Information given:
---
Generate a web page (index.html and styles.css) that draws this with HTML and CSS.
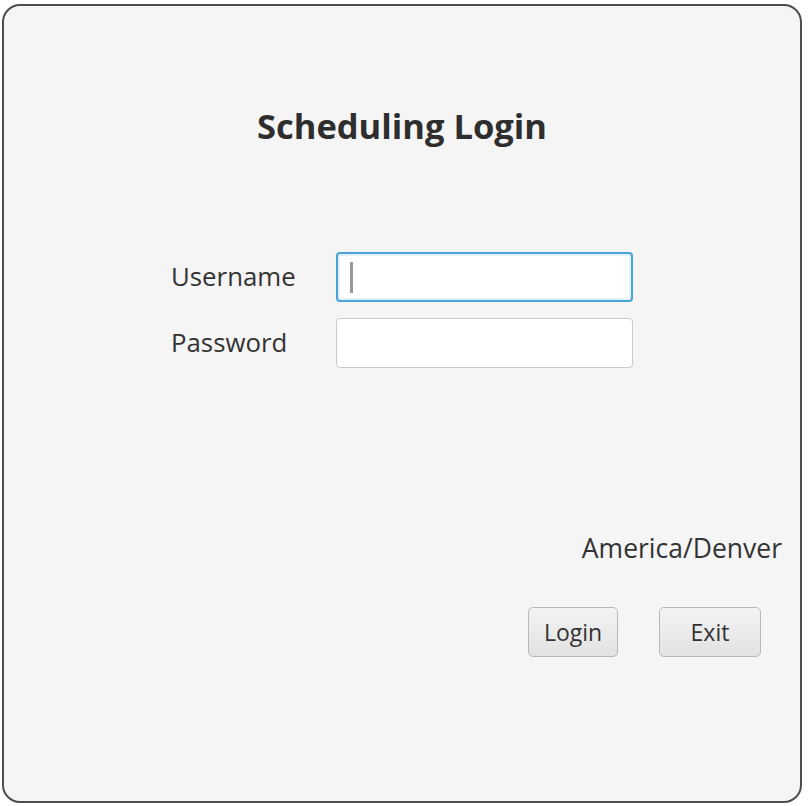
---
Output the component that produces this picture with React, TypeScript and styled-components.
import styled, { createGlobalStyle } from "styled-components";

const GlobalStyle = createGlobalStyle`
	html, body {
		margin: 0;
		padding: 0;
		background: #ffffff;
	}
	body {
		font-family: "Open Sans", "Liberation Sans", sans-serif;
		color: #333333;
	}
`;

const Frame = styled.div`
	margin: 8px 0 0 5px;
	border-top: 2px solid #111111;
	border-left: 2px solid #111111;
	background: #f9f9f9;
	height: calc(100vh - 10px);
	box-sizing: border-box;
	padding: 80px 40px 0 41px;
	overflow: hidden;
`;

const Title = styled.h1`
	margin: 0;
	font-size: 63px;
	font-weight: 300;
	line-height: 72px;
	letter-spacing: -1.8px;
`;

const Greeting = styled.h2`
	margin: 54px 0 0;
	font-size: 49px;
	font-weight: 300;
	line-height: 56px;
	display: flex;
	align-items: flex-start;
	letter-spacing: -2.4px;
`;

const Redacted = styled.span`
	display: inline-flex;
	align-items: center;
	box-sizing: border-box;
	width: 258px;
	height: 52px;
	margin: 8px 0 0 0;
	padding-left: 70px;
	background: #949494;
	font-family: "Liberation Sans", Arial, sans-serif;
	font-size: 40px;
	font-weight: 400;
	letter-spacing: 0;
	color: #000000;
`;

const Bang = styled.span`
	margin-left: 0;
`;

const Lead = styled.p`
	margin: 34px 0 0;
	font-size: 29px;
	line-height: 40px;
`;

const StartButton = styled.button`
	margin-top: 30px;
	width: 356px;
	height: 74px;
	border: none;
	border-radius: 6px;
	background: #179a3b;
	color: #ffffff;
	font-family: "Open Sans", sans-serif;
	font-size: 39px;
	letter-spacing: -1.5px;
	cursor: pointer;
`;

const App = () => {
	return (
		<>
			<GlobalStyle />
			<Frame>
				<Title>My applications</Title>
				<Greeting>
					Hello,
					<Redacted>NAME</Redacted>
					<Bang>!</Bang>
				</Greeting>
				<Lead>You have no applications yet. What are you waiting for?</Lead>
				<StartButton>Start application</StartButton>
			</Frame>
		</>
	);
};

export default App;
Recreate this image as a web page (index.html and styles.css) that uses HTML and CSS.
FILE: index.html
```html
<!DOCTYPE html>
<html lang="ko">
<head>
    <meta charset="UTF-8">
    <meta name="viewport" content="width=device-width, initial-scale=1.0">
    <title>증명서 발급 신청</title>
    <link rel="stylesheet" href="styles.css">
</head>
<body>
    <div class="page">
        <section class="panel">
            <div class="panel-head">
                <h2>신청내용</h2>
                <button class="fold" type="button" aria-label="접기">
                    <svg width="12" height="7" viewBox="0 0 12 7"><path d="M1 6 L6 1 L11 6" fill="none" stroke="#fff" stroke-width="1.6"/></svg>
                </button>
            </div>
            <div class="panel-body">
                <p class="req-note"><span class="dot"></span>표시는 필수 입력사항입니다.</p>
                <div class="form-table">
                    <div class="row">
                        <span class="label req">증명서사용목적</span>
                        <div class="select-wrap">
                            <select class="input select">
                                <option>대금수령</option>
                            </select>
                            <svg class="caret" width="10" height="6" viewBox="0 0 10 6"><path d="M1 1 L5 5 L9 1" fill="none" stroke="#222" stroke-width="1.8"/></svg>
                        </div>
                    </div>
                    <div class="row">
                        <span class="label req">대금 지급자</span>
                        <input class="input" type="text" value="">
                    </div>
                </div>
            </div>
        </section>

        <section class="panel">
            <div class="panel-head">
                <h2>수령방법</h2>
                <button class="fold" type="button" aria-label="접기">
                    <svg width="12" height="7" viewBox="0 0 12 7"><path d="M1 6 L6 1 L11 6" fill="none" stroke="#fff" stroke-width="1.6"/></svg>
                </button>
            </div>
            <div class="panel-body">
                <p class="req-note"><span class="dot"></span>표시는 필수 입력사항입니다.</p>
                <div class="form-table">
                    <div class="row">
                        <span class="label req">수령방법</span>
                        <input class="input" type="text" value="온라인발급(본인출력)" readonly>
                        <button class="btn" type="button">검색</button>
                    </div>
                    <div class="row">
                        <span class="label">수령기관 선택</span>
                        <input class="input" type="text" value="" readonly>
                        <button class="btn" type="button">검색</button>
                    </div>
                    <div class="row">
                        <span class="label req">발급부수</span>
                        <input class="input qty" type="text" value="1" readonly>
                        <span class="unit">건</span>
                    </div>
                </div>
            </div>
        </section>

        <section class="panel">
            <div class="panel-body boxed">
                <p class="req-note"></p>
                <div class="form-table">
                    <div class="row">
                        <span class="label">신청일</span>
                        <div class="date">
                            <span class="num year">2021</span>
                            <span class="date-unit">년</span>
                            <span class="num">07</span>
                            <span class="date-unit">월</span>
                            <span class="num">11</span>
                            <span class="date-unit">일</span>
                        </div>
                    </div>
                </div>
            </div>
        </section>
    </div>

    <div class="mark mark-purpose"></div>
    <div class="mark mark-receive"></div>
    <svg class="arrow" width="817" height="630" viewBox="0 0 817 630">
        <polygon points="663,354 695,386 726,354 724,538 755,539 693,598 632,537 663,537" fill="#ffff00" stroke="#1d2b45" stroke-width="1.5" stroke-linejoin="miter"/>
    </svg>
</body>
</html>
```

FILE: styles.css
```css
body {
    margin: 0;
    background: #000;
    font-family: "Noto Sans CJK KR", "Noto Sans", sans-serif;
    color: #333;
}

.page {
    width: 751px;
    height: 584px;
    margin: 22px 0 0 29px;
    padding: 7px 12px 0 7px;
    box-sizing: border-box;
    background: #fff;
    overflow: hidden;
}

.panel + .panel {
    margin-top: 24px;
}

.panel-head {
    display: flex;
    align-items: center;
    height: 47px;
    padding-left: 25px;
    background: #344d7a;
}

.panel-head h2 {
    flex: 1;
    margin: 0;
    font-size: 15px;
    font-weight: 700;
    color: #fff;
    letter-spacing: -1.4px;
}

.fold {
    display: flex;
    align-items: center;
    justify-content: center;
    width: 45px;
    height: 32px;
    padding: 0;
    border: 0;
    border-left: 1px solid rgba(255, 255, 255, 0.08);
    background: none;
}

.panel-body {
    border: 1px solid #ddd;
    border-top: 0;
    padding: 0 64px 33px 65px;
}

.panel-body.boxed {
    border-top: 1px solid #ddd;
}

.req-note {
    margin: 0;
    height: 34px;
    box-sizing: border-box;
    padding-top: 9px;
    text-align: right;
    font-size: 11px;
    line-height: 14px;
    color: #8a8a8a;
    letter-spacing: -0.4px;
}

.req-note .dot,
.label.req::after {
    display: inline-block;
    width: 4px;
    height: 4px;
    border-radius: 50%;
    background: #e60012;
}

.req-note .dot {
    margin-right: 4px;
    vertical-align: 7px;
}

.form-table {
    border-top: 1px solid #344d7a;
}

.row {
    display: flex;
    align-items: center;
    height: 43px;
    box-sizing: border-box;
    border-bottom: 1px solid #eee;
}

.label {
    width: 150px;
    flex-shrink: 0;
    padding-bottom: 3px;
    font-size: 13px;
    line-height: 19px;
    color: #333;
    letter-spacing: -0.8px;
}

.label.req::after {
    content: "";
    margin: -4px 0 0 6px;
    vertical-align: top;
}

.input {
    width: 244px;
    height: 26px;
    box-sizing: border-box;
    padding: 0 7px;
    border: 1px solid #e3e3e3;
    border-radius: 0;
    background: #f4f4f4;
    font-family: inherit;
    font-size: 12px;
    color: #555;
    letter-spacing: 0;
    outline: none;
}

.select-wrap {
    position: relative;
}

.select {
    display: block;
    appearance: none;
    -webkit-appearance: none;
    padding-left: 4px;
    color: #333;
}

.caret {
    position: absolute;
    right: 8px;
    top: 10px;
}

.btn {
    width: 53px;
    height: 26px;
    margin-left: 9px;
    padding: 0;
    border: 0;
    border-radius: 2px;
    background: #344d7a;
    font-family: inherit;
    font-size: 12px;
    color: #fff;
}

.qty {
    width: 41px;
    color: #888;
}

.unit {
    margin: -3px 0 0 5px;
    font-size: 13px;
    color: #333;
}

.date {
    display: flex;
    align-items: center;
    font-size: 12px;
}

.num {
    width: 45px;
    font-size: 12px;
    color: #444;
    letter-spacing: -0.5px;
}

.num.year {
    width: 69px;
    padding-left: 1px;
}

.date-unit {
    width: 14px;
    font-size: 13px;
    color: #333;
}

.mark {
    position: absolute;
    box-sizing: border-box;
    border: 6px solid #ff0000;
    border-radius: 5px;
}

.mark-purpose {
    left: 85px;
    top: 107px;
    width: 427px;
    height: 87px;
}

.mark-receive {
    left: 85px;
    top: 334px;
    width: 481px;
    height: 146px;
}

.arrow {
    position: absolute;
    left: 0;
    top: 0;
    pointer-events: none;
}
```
---
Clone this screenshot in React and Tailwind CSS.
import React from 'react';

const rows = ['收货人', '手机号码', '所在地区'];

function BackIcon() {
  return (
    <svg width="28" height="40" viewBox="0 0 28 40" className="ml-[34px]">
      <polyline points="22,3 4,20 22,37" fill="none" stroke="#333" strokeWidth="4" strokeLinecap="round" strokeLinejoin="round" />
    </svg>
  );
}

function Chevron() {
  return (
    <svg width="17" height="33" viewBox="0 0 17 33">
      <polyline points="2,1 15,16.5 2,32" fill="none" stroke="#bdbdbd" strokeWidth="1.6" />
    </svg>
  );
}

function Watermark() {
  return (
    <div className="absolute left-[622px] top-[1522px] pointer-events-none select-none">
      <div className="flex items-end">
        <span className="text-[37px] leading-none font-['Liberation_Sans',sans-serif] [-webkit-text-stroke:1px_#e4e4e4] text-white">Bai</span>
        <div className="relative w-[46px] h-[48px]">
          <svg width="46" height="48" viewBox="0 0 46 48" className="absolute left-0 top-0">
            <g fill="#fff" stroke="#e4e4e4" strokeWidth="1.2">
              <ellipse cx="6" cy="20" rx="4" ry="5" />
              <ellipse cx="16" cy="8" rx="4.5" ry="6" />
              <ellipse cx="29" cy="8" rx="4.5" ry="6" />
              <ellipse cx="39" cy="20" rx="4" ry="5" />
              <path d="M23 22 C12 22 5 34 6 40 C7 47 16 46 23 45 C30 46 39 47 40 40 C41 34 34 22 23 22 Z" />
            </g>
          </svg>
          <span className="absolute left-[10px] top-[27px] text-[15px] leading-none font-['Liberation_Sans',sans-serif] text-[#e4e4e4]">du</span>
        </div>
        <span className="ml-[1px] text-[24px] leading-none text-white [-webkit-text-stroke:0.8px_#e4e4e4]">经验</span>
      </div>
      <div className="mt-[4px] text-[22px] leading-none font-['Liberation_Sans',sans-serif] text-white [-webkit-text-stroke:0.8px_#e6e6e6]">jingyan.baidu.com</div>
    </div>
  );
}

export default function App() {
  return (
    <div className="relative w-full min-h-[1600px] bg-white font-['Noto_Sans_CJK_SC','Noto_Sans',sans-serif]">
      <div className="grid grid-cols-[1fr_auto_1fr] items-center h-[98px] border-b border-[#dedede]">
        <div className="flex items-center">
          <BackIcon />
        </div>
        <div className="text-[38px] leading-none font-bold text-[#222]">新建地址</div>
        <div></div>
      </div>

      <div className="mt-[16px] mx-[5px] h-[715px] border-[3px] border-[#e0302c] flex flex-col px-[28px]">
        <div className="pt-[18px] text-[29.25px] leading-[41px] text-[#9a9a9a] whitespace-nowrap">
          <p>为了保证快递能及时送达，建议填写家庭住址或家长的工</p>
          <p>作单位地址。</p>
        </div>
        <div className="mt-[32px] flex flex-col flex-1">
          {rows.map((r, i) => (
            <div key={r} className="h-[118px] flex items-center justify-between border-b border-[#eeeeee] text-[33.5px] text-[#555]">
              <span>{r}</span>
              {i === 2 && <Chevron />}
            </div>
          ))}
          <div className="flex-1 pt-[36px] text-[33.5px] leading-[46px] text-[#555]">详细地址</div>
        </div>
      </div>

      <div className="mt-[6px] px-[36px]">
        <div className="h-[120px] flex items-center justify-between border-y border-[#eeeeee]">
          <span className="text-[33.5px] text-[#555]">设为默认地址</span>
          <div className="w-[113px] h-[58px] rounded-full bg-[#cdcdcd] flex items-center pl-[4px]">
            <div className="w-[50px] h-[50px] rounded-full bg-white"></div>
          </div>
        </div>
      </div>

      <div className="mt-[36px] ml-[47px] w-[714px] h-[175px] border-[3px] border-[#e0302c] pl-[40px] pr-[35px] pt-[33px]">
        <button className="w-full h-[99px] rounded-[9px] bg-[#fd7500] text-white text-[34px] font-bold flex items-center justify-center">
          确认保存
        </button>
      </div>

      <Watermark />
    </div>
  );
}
---
Task directions: Scan the records above and report how many lines include the word "styled", without any other text.

Answer for the task: 9